**Dataset extract**
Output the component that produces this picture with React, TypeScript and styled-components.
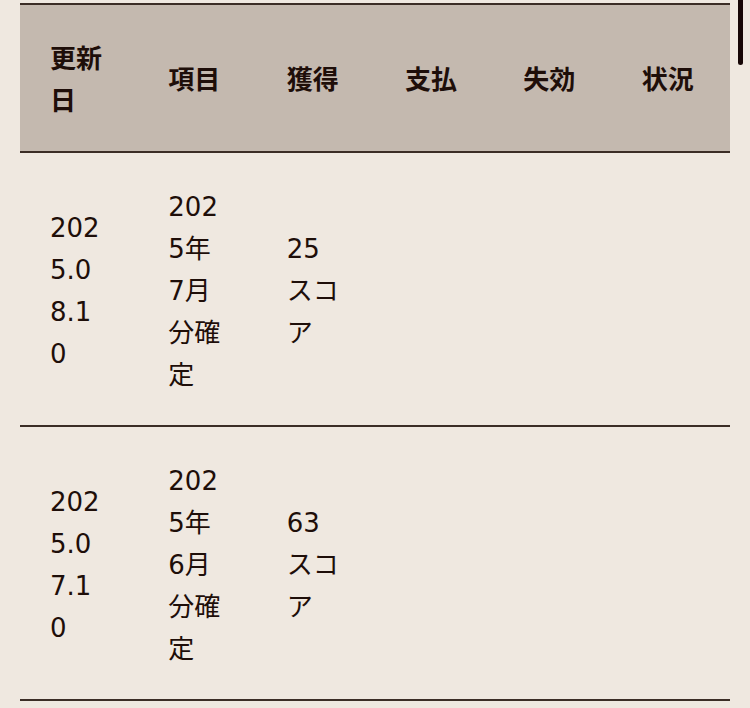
import React from "react";
import styled, { createGlobalStyle } from "styled-components";

const GlobalStyle = createGlobalStyle`
    html, body {
        margin: 0;
        padding: 0;
        background: #EFE8E0;
    }
    body {
        font-family: "DejaVu Sans", "Noto Sans CJK JP", sans-serif;
        color: #1E0E09;
    }
`;

const Page = styled.div`
    position: relative;
    width: 750px;
    height: 708px;
    overflow: hidden;
    padding: 3px 20px 0;
    box-sizing: border-box;
`;

const ScrollThumb = styled.div`
    position: absolute;
    top: -6px;
    right: 7px;
    width: 5px;
    height: 71px;
    border-radius: 3px;
    background: #160606;
`;

const Table = styled.table`
    width: 710px;
    table-layout: fixed;
    border-collapse: collapse;
`;

const HeadRow = styled.tr`
    background: #C4B9AF;
    border-top: 2px solid #3B2D26;
    border-bottom: 2px solid #3B2D26;
`;

const HeadCell = styled.th`
    padding: 31px 32px 31px 30px;
    text-align: left;
    vertical-align: middle;
    font-family: "Noto Sans CJK JP", sans-serif;
    font-size: 26px;
    font-weight: 700;
    line-height: 42px;
    word-break: break-all;
`;

const BodyRow = styled.tr`
    border-bottom: 2px solid #3B2D26;
`;

const Cell = styled.td`
    padding: 33px 32px 29px 30px;
    vertical-align: middle;
    font-size: 26px;
    font-weight: 400;
    line-height: 42px;
    word-break: break-all;
`;

interface HistoryRow {
    date: string;
    item: string;
    earned: string;
    paid: string;
    expired: string;
    status: string;
}

const headers = ["更新日", "項目", "獲得", "支払", "失効", "状況"];

const rows: HistoryRow[] = [
    { date: "2025.08.10", item: "2025年7月分確定", earned: "25スコア", paid: "", expired: "", status: "" },
    { date: "2025.07.10", item: "2025年6月分確定", earned: "63スコア", paid: "", expired: "", status: "" },
];

export default function App() {
    return (
        <Page>
            <GlobalStyle />
            <Table>
                <thead>
                    <HeadRow>
                        {headers.map((h) => (
                            <HeadCell key={h}>{h}</HeadCell>
                        ))}
                    </HeadRow>
                </thead>
                <tbody>
                    {rows.map((r) => (
                        <BodyRow key={r.date}>
                            <Cell>{r.date}</Cell>
                            <Cell>{r.item}</Cell>
                            <Cell>{r.earned}</Cell>
                            <Cell>{r.paid}</Cell>
                            <Cell>{r.expired}</Cell>
                            <Cell>{r.status}</Cell>
                        </BodyRow>
                    ))}
                </tbody>
            </Table>
            <ScrollThumb />
        </Page>
    );
}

**What you need to do**
Reproduce the data verbatim. Do not carry any picture into the copy.

**Task solution**
Output the component that produces this picture with React, TypeScript and styled-components.
import React from "react";
import styled, { createGlobalStyle } from "styled-components";

const GlobalStyle = createGlobalStyle`
    html, body {
        margin: 0;
        padding: 0;
        background: #EFE8E0;
    }
    body {
        font-family: "DejaVu Sans", "Noto Sans CJK JP", sans-serif;
        color: #1E0E09;
    }
`;

const Page = styled.div`
    position: relative;
    width: 750px;
    height: 708px;
    overflow: hidden;
    padding: 3px 20px 0;
    box-sizing: border-box;
`;

const ScrollThumb = styled.div`
    position: absolute;
    top: -6px;
    right: 7px;
    width: 5px;
    height: 71px;
    border-radius: 3px;
    background: #160606;
`;

const Table = styled.table`
    width: 710px;
    table-layout: fixed;
    border-collapse: collapse;
`;

const HeadRow = styled.tr`
    background: #C4B9AF;
    border-top: 2px solid #3B2D26;
    border-bottom: 2px solid #3B2D26;
`;

const HeadCell = styled.th`
    padding: 31px 32px 31px 30px;
    text-align: left;
    vertical-align: middle;
    font-family: "Noto Sans CJK JP", sans-serif;
    font-size: 26px;
    font-weight: 700;
    line-height: 42px;
    word-break: break-all;
`;

const BodyRow = styled.tr`
    border-bottom: 2px solid #3B2D26;
`;

const Cell = styled.td`
    padding: 33px 32px 29px 30px;
    vertical-align: middle;
    font-size: 26px;
    font-weight: 400;
    line-height: 42px;
    word-break: break-all;
`;

interface HistoryRow {
    date: string;
    item: string;
    earned: string;
    paid: string;
    expired: string;
    status: string;
}

const headers = ["更新日", "項目", "獲得", "支払", "失効", "状況"];

const rows: HistoryRow[] = [
    { date: "2025.08.10", item: "2025年7月分確定", earned: "25スコア", paid: "", expired: "", status: "" },
    { date: "2025.07.10", item: "2025年6月分確定", earned: "63スコア", paid: "", expired: "", status: "" },
];

export default function App() {
    return (
        <Page>
            <GlobalStyle />
            <Table>
                <thead>
                    <HeadRow>
                        {headers.map((h) => (
                            <HeadCell key={h}>{h}</HeadCell>
                        ))}
                    </HeadRow>
                </thead>
                <tbody>
                    {rows.map((r) => (
                        <BodyRow key={r.date}>
                            <Cell>{r.date}</Cell>
                            <Cell>{r.item}</Cell>
                            <Cell>{r.earned}</Cell>
                            <Cell>{r.paid}</Cell>
                            <Cell>{r.expired}</Cell>
                            <Cell>{r.status}</Cell>
                        </BodyRow>
                    ))}
                </tbody>
            </Table>
            <ScrollThumb />
        </Page>
    );
}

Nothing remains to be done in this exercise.